In the US Mullings research focused on urban communities such as Harlem, where she developed the concept of the Sojourner Syndrome. The Sojourner Syndrome applies an intersectional approach to explain the production and reproduction of power differences and health disparities focusing on the survival strategies and resiliency of by African American women, resulting in the publication of her second book, The Social Context of Reproduction in Central Harlem. Some of her more recent work included completing a manuscript on the ethnohistory of the New York City African Burial Ground with the goal of recognizing, preserving, and memorializing the site along with other Black scholars across the country.

==Sojourner Syndrome==
"Sojourner Syndrome" describes the behavioral coping strategies Black women employ to manage the psychosocial environmental stressors they encounter. It conceptualizes the intersecting influences of racism, sexism, and stress have on Black women and the related health factors which emerge from the intersectionality.

Mullings' research in Harlem looked at the consequences of racial discrimination, and gender subordination, expressed in different ways such as environmental racism, employment and housing insecurity, and the effects that had on the health and well-being of Black women in Harlem. Mulling's found that Black people with lower socioeconomic status who lived in under-resourced, predominantly Black neighborhoods found positive, protective aspects within their neighborhood.

==Awards and recognitions==
Mullings received many awards throughout her lifetime including the Prize for Distinguished Achievement in the Critical Studies of North America in 1997. In 2015 Mullings was named an Andrew Carnegie Fellow for her contribution to humanity.
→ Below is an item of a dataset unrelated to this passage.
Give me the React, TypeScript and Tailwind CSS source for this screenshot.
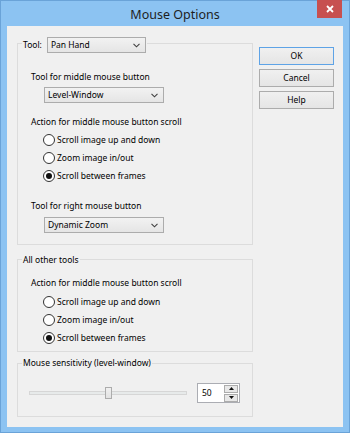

Mullings also received grants from the National Science Foundation (NSF), the Centers for Disease Control and Prevention (CDC) and the Kellogg Foundation.

==Publications==
- 1984 Therapy, Ideology and Social Change: Mental Healing in Urban Ghana, Berkeley and Los Angeles: University of California Press.
- 1987 Cities of the United States: Studies in Urban Anthropology, editor, New York: Columbia University Press.
- 1997 On Our Own Terms: Race, Class and Gender in the Lives of African American Women, New York: Routledge.
- 2001 Stress and Resilience: The Social Context of Reproduction in Central Harlem, New York: Kluwer Academic/Plenum Publishers (with Alaka Wali).
- 2002 Freedom: A Photographic History of the African American Struggle, London: Phaidon Press. Awarded a Krazna-Krausz Foundation Book Prize (with Manning Marable).
- 2005 "Interrogating Racism: Toward an Antiracist Anthropology." Annual Review of Anthropology.
- 2006 Gender, Race, Class and Health: Intersectional Approaches, San Francisco, California: Jossey-Bass (with Amy J Schulz).
- 2009 Let Nobody Turn Us Around: An Anthology of African American Social and Political Thought from Slavery to the Present, Second Edition, Lanham, MD: Rowman and Littlefield (co-edited with Manning Marable).
- 2009 New Social Movements in the African Diaspora: Challenging Global Apartheid, New York, New York: Palgrave Macmillan (with Manning Marable).
- 2012 African Burial Ground National Monument Ethnographic Overview and Assessment: Sourcebook, New York: Ethnography Program, City University of New York Graduate School, Department of Anthropology (with Dána-Ain Davis).
- 2017 "Race Matters in Dangerous Times." NACLA Report on the Americas (with Pamela Calla and Charles R Halle).
- 2020 "Neoliberal Racism and the Movement for Black Lives in the United States." In Black and Indigenous Resistance in the Americas: From Multiculturalism to Racist Backlash, Lanham, Maryland: Rowman and Littlefield.